La différence de tonalité entre la première et la deuxième partie se fait d’abord l’écho de cette distance qui sépare le passé du présent. Elle est tributaire à vrai dire du choix de deux registres narratifs différents. La geste lyrique des personnages de la première partie – qui se situent en quelque sorte à la périphérie de la deuxième – correspond à une écriture de l’histoire fondée sur une vision unitaire, le passé prend les allures de la saga, de l’idylle, ou encore d’une tragédie collective portée, notamment à la faveur de ces mouvements foule et de traversée, par un souffle épique. Le mode de narration choisi dans la première partie a pour vocation de restituer, par l’harmonie et la simplicité de la vision qu’il propose, la mémoire de l’exode. La deuxième partie, de facture beaucoup moins classique, tend entre autres à explorer par les discordances qu’elle fait ressortir, les discontinuités qu’elle met en œuvre, les ruptures intérieures et les hiatus qui sont le propre de l’être de l’exilé. Mais elle nous offre surtout une autre écriture de l’histoire, beaucoup plus problématique, d’autant plus que l’on se rapproche du présent. Cette écriture est faite de heurts et de discordances. Tel est, nous semble-t-il, l’apport considérable de l’adaptation de Yousri Nasrallah. Le roman d’Elyès Khouri est loin d’offrir une vision unitaire de l’histoire. Mais le contraste des tonalités dans son récit et leur juxtaposition ont donné lieu dans l’adaptation de Yousri Nasrallah à deux modes narratifs différents et à deux parties distinctes. Le souci de marquer cette distance entre les deux générations de résistants par le choix de deux écritures différentes de l’histoire est une innovation majeure (dans le roman, le docteur Khalil a tendance à alterner les fragments se rapportant tour à tour à l’histoire de Younès et à la sienne).

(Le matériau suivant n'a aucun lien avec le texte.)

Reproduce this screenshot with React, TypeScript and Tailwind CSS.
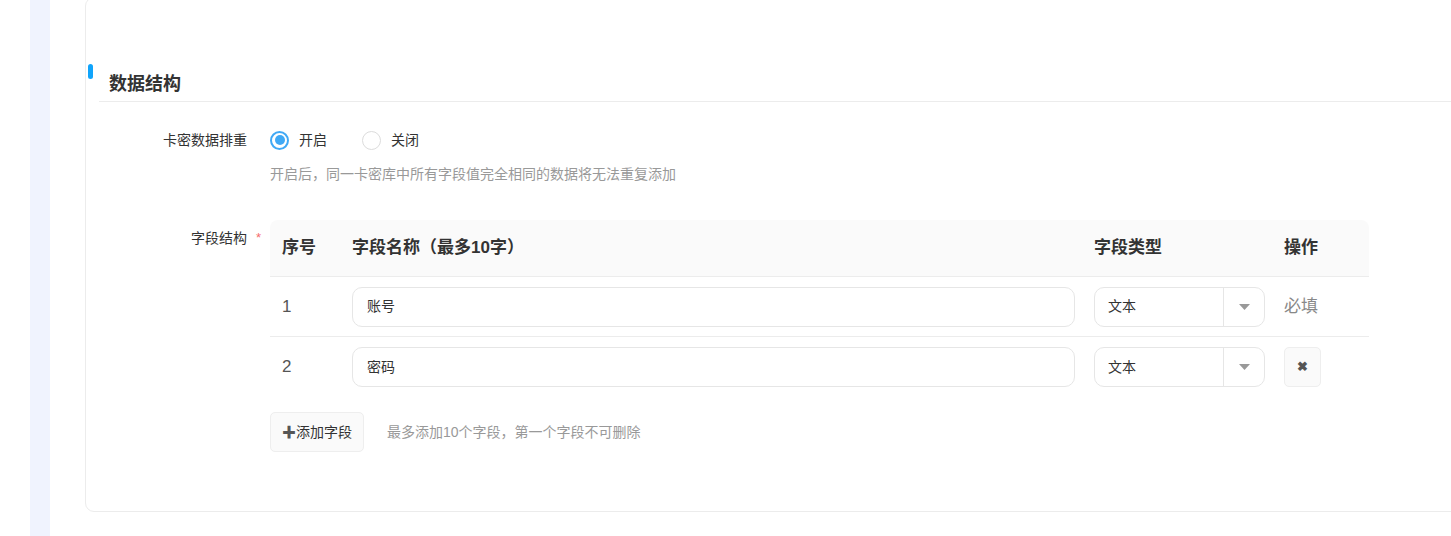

C’est dans la deuxième partie que le film s’ouvre également à une modernité artistique et cinématographique et l’intègre dans son dispositif. Cette modernité est déjà présente à travers le choix d’un mode de narration plus heurté, moins fluide et donnant accès, par sa polyphonie, à une histoire problématique. Elle l’est notamment dans les échos de discours que tient le monde arabe sur les Palestiniens, ces discours qui instrumentalisent la cause tout en cultivant la haine du Palestinien, nous dit-on. La modernité est aussi affaire de référence et d’altérité, nous pensons à la manière dont le cinéaste a intégré un discours moderne sur les Palestiniens, celui de Jean Genêt. Mais nous pensons aussi à ces scènes chahiniennes, comme celle où le vendeur de shampooing fait son numéro de saltimbanque et vante sa marchandise en bonimenteur de foire, ou alors celle où ce même personnage, qui a grandi dans le camp et rêve de partir aux Etats Unis, dispose autour de Younès des ventilateurs en nous offrant un ballet vertigineux comme certains personnages de Chahine. Ce personnage fait penser notamment à Okka, le saltimbanque du Sixième jour. Par le biais de ces clins d’œil, l’histoire des Palestiniens se fait aussi égyptienne.

Il n’y a pas moyen, selon Yousri Nasrallah, d’écrire l’histoire des Palestiniens sans intégrer ces discours multiples et venus d’horizons différents. Il n’y a pas moyen non plus d’écrire cette histoire en faisant abstraction du lieu d’où on parle. En répondant à un journaliste de la chaîne Arte, le cinéaste a insisté sur la portée libératrice de son travail de réappropriation, ce travail qui est d’autant plus salutaire, nous dit-il, que les populations du monde arabe ont été opprimées par les régimes en place au nom de la cause palestinienne.